2 Answers2026-01-24 04:17:49
There are clear moments when I swap a tired stereotype label for something sharper — usually during rewrites when the character starts feeling like a placeholder instead of a person. If a shorthand like 'the nerd', 'the vengeful ex', or 'the sassy best friend' is doing all the heavy lifting, that’s my cue to replace the synonym with specifics: particular goals, contradictory habits, sensory details, and surprising history. I try to ask: what does this person want five minutes from now? What small choice would reveal them? If the label flattens motivation or reduces someone to ethnicity, gender, or a single joke, I chase complexity until the shorthand no longer fits. I also tend to change stereotype words whenever a table read makes a scene land the wrong way. If actors or listeners laugh nervously or seem to shrug at a line, that’s feedback saying the shorthand isn’t earning its place. Sometimes a stereotype stays only when I intend it as a deliberate trope for satire or to set up a subversion — think of how 'Zootopia' plays with prejudice or 'Get Out' leans on social expectations to flip them. Even then, I make sure we’re either interrogating that trope or complicating it with inner life, not just reproducing it for convenience.
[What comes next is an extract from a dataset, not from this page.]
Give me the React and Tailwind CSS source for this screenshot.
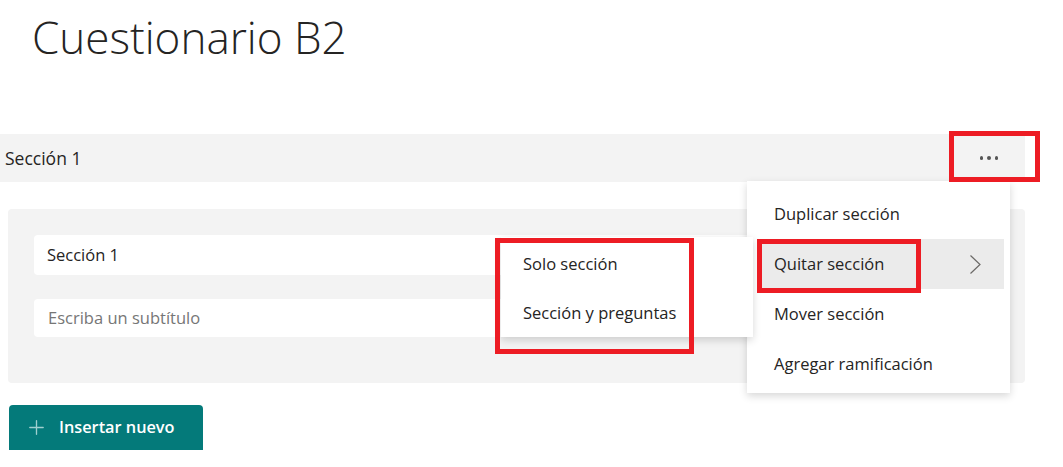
import { Plus } from 'lucide-react';

const Chevron = () => (
    <svg width="13" height="21" viewBox="0 0 13 21" fill="none">
        <path d="M1.5 1.5 L11 10.5 L1.5 19.5" stroke="#6b6967" strokeWidth="1.2" />
    </svg>
);

const MenuItem = ({ label, active, arrow }) => {
    if (active) {
        return (
            <div className="h-[50px] ml-[10px] mr-[6px] pl-[17px] pr-[22px] flex items-center justify-between bg-[#ebebeb] text-[16.5px] text-[#252423]">
                <span>{label}</span>
                {arrow && <Chevron />}
            </div>
        );
    }
    return (
        <div className="h-[50px] pl-[27px] flex items-center text-[16.5px] text-[#252423]">
            <span>{label}</span>
        </div>
    );
};

const App = () => {
    return (
        <div className="relative w-[1063px] h-[467px] bg-white overflow-hidden font-['Open_Sans',sans-serif]">
            {/* title */}
            <div className="h-[134px] pl-[32px] pt-[7px]">
                <h1 className="text-[44px] font-light text-[#252423] leading-[60px]">Cuestionario B2</h1>
            </div>

            {/* section header bar */}
            <div className="w-[1025px] h-[48px] bg-[#f3f3f3] flex items-center justify-between pl-[5px]">
                <span className="text-[17.5px] text-[#252423]">Sección 1</span>
                <div className="w-[72px] h-full flex items-center justify-center gap-[4px]">
                    <span className="w-[3.5px] h-[3.5px] rounded-full bg-[#555]"></span>
                    <span className="w-[3.5px] h-[3.5px] rounded-full bg-[#555]"></span>
                    <span className="w-[3.5px] h-[3.5px] rounded-full bg-[#555]"></span>
                </div>
            </div>

            {/* section card */}
            <div className="ml-[8px] mt-[27px] w-[1017px] h-[174px] bg-[#f3f3f3] rounded-[4px] pt-[26px] pl-[26px] pr-[24px] flex flex-col gap-[24px]">
                <div className="h-[40px] bg-white rounded-[4px] flex items-center pl-[13px] text-[16.5px] text-[#252423]">Sección 1</div>
                <div className="h-[38px] bg-white rounded-[4px] flex items-center pl-[14px] text-[16.5px] text-[#767676]">Escriba un subtítulo</div>
            </div>

            {/* insert button */}
            <div className="ml-[9px] mt-[22px] w-[194px] h-[45px] bg-[#047a7a] rounded-t-[4px] flex items-center pl-[16px] gap-[11px]">
                <Plus size={23} strokeWidth={1.4} className="text-[#9fd0cf]" />
                <span className="text-[16.3px] font-semibold text-white">Insertar nuevo</span>
            </div>

            {/* main dropdown menu */}
            <div className="absolute left-[747px] top-[181px] w-[263px] h-[212px] bg-white shadow-[0_3px_8px_rgba(0,0,0,0.16)] pt-[8px]">
                <MenuItem label="Duplicar sección" />
                <MenuItem label="Quitar sección" active arrow />
                <MenuItem label="Mover sección" />
                <MenuItem label="Agregar ramificación" />
            </div>

            {/* submenu */}
            <div className="absolute left-[501px] top-[237px] w-[252px] h-[100px] pt-[2px] bg-white shadow-[0_3px_8px_rgba(0,0,0,0.16)]">
                <div className="h-[50px] flex items-center pl-[22px] text-[16.5px] text-[#252423]">Solo sección</div>
                <div className="h-[48px] flex items-center pl-[22px] text-[16.5px] text-[#252423]">Sección y preguntas</div>
            </div>

            {/* annotation boxes */}
            <div className="absolute left-[949px] top-[131px] w-[91px] h-[51px] border-[5px] border-[#ed1c24]"></div>
            <div className="absolute left-[757px] top-[239px] w-[164px] h-[54px] border-[5px] border-[#ed1c24]"></div>
            <div className="absolute left-[495px] top-[238px] w-[199px] h-[116px] border-[5px] border-[#ed1c24]"></div>
        </div>
    );
};

export default App;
Practically, my process is: replace the vague label with three concrete things (a single obsession, a recurring physical tic, and a private contradiction), run it by people from the represented group, and read the scene aloud. If the synonym is still doing all the work, I rewrite. When you take away the shorthand and give a character texture, they stop being an archetype and start being memorable — and that’s when the story breathes. I’ll admit it’s more work, but I love when a once-flat character surprises me in the script; that little moment of discovery keeps me hooked.